Зина серьезно разглядывала меня и кивала на каждое мое слово. О боже! Как можно думать, что они маленькие и ничего не понимают!
– Я ее дочка, – сказала Зина, кивнув на Липу. – Она меня долго не находила. А теперь нашла.
И в это время раздался стук.
"Может, Виктор? – подумала я. – Догадался бы раздобыть такси!"

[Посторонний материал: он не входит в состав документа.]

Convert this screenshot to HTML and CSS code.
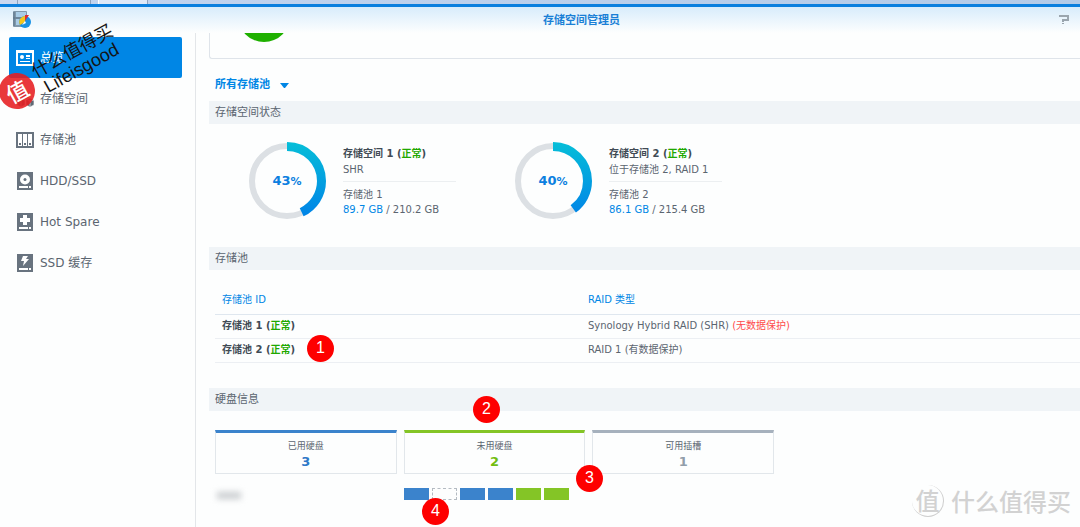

Но в комнату ворвалась Евдокия Петровна, зубной врач. Она вбежала в комнату, схватилась за мое плечо. Будто выстрелила в меня:
– Анечка исчезла!
22
Я проклинала свое вишневое макси с желтыми цветами. Оно путалось в ногах, мешало идти, а мы бежали.
Я наклонилась и задрала подол. Видок, наверное, ничего себе!
Сначала мы двигались в сторону центра, время от времени останавливаясь и голосуя мчавшимся машинам. Черта с два! Никто даже не притормаживал. Я попробовала забраться в троллейбус, какие-то подвыпившие парни, пошучивая, втиснули меня на подножку – дверь у троллейбуса не закрывалась, но Евдокию Петровну никто не подсадил, она не привлекла внимания парней, и мне пришлось спрыгнуть на ходу.